Dann, in der Mitte, ein stillgelegtes Politwerk, die ehemalige Stromversorgung der umliegenden Fraktionen Gomion und Breiteben, erbaut von den Brüdern Josef und Alois Gufler im Jahre 1955. Für mich, der mit Strom im Milchschoppen aufgewachsen ist, eine Augenweide und somit Grund genug, dem Ganzen ein Viertelstündchen Aufmerksamkeit zu widmen. Susanne und Arico warten draussen und nehmen von meinen Glückgefühlen über das Kunstwerk kaum Notiz. Nur zu gerne hätte ich das Ding herausgeschraubt und in unserem Rebentobelbächlein zu Hause installiert! Aber eben, Träume sind Schäume, und daher beziehen wir halt weiterhin unseren Strom aus der Steckdose. Aber, seid mal ehrlich, ein paar Blicke auf diese hohen Kunst der mechanischen Stromerzeugung teilt ihr hoffentlich mit mir, schaut her!

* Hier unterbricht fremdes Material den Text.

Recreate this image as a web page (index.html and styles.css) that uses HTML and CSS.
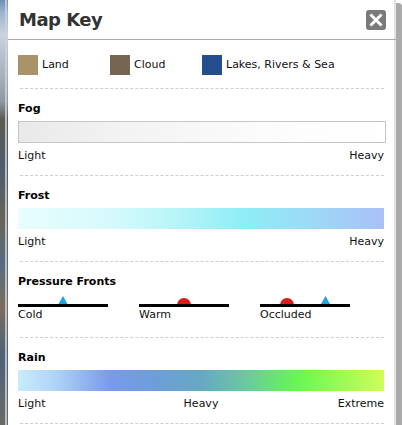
FILE: index.html
```html
<!DOCTYPE html>
<html>
<head>
<meta charset="utf-8">
<link rel="stylesheet" href="styles.css">
</head>
<body>
<div class="frame">
  <div class="map-strip"></div>
  <div class="panel">
    <div class="header">
      <h1 class="title">Map Key</h1>
      <button class="close" aria-label="Close">
        <svg width="20" height="20" viewBox="0 0 20 20"><path d="M5.5 5.5 L14.5 14.5 M14.5 5.5 L5.5 14.5" stroke="#fff" stroke-width="3" stroke-linecap="square"/></svg>
      </button>
    </div>
    <div class="legend">
      <div class="legend-item"><span class="swatch land"></span>Land</div>
      <div class="legend-item"><span class="swatch cloud"></span>Cloud</div>
      <div class="legend-item"><span class="swatch sea"></span>Lakes, Rivers &amp; Sea</div>
    </div>
    <div class="sep"></div>
    <div class="section">
      <div class="sec-title">Fog</div>
      <div class="bar fog"></div>
      <div class="labels two"><span>Light</span><span>Heavy</span></div>
    </div>
    <div class="sep"></div>
    <div class="section">
      <div class="sec-title">Frost</div>
      <div class="bar frost"></div>
      <div class="labels two"><span>Light</span><span>Heavy</span></div>
    </div>
    <div class="sep"></div>
    <div class="section fronts-sec">
      <div class="sec-title">Pressure Fronts</div>
      <div class="fronts">
        <div class="front">
          <svg width="90" height="18" viewBox="0 0 90 18"><polygon points="40.5,15 49.5,15 45,7" fill="#1ba3e6"/><rect x="0" y="15" width="90" height="3" fill="#000"/></svg>
          <span>Cold</span>
        </div>
        <div class="front">
          <svg width="90" height="18" viewBox="0 0 90 18"><path d="M38 16 A7 7 0 0 1 52 16 Z" fill="#dd1b1b"/><rect x="0" y="15" width="90" height="3" fill="#000"/></svg>
          <span>Warm</span>
        </div>
        <div class="front">
          <svg width="90" height="18" viewBox="0 0 90 18"><path d="M20 16 A7 7 0 0 1 34 16 Z" fill="#dd1b1b"/><polygon points="61,15 70,15 65.5,7" fill="#1ba3e6"/><rect x="0" y="15" width="90" height="3" fill="#000"/></svg>
          <span>Occluded</span>
        </div>
      </div>
    </div>
    <div class="sep"></div>
    <div class="section">
      <div class="sec-title">Rain</div>
      <div class="bar rain"></div>
      <div class="labels three"><span>Light</span><span class="mid">Heavy</span><span class="end">Extreme</span></div>
    </div>
    <div class="sep"></div>
  </div>
  <div class="edge"></div>
</div>
</body>
</html>
```
FILE: styles.css
```css
html, body {
  margin: 0;
  padding: 0;
  background: #fff;
}
body {
  width: 402px;
  height: 425px;
  overflow: hidden;
  font-family: "DejaVu Sans", Verdana, sans-serif;
  font-size: 11px;
  color: #111;
}
.frame {
  display: flex;
  height: 425px;
}
.map-strip {
  width: 8px;
  flex: none;
  background:
    linear-gradient(90deg, transparent 0 5px, rgba(200,212,228,0.8) 5px 7px, transparent 7px),
    linear-gradient(180deg, #6f8db3 0%, #9fb3cc 3%, #c9d2de 8%, #a7afbb 18%, #8f96a0 24%, #5e5a52 28%, #4f5d6c 40%, #6a6459 52%, #586b80 62%, #7a6d5c 72%, #4f6178 84%, #6b6a66 100%);
}
.panel {
  flex: 1;
  padding: 0 10px;
  background: #fff;
  border-top-left-radius: 8px;
  border-right: 2px solid #e4e4e4;
  display: flex;
  flex-direction: column;
}
.edge {
  width: 6px;
  flex: none;
  background: #aaa;
  margin-top: 3px;
  border-top-right-radius: 4px;
}
.header {
  margin: 0 -12px 0 -10px;
  height: 39px;
  padding: 0 10px 0 11px;
  border-bottom: 1px solid #acacac;
  display: flex;
  align-items: center;
  justify-content: space-between;
}
.title {
  margin: 0;
  font-size: 18px;
  font-weight: bold;
  letter-spacing: -0.5px;
  color: #333;
  line-height: 22px;
  padding-top: 1px;
}
.close {
  width: 20px;
  height: 20px;
  margin: 0;
  padding: 0;
  border: none;
  border-radius: 3px;
  background: #7a7a7a;
  display: flex;
  align-items: center;
  justify-content: center;
}
.close svg { display: block; }
.legend {
  display: flex;
  padding: 15px 0 13px;
}
.legend-item {
  width: 92px;
  display: flex;
  align-items: center;
  line-height: 20px;
}
.legend-item:last-child { width: auto; }
.swatch {
  width: 20px;
  height: 20px;
  margin-right: 4px;
  flex: none;
}
.land { background: #a8936a; }
.cloud { background: #766550; }
.sea { background: #244f8c; }
.sep {
  border-top: 1px dashed #cfcfcf;
  margin-left: 2px;
}
.section {
  padding: 13px 0 12px;
}
.sec-title {
  font-weight: bold;
  line-height: 14px;
  color: #000;
}
.bar {
  margin-top: 5px;
  height: 21px;
}
.fog {
  height: 20px;
  margin-right: -2px;
  border: 1px solid #c6c6c6;
  background: linear-gradient(90deg, #e9e9e9 0%, #f3f3f3 30%, #fcfcfc 70%, #fff 100%);
}
.frost {
  background: linear-gradient(90deg, #e8fdfd 0%, #d6fafc 25%, #b4f4f8 45%, #8eedf6 62%, #9cdaf6 80%, #aac0f8 100%);
}
.rain {
  background: linear-gradient(90deg, #c8ecfc 0%, #b0d4f6 10%, #7a9aec 25%, #6c9ed8 38%, #66a8c4 50%, #6cc8a0 62%, #66f752 76%, #a2fb56 90%, #d0fc58 100%);
}
.labels {
  margin-top: 6px;
  line-height: 14px;
}
.labels.two {
  display: flex;
  justify-content: space-between;
}
.labels.three {
  display: grid;
  grid-template-columns: 1fr auto 1fr;
}
.labels .end { text-align: right; }
.fronts-sec { padding-bottom: 15px; }
.fronts {
  display: flex;
  gap: 31px;
}
.front {
  width: 90px;
  display: flex;
  flex-direction: column;
}
.front svg { display: block; }
.front span {
  margin-top: 1px;
  line-height: 14px;
}
```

Der Weg wird zunehmend breiter, man spürt die Nähe der Zivilisation wieder. Ein kleiner Rastplatz mit einem Psairer Genussomat säumt den Weg und lädt zur Einkehr ein. Also, Genuss ist irgendwie anders, und so lassen wir den hübsch verkleideten Getränkeautomaten links liegen und steuern unserem Ziel entgegen, dem Busbahnhof von St. Leonhard. Die Passer gleicht unterdessen einem seichten Badeteich und verteilt sich in einer malerisch anmutenden Kieslandschaft, bevor sie sich wieder in ein Wehr zwängen lässt und ihr ursprünglich wildes Temperament zurückerlangt. Wir finden heraus, dass dieser Badeteich in Tat und Wahrheit ein Stausee ist und auf den Namen «Naherholungszone Gomioner Stausee» getauft wurde.







Entgegen der regnerisch angekündigten Wetterprognose brennt uns wieder heftig die Sonne auf den Pelz. Ein Bier wäre jetzt schön. Und siehe da, als ob Engel meinen Wunsch erhört hätten, tut sich vor uns ein Türchen auf. Was heisst Türchen, ein Türmchen ist es, ein Turm mit Anbau sogar, mit der erlösenden Aufschrift «Brauerei zum Brückenwirt»!





Müde von den Schluchten und deren Eindrücken besteigen wir den Bus nach Hause. Zum Znacht gönnen wir uns Pizza in der Campingbeiz, und so geht ein weiterer erlebnisreicher Tag zu Ende, bespickt mit grossem Respekt und tiefer Ehrfurcht vor unserer Natur. Gute Nacht und bis morgen.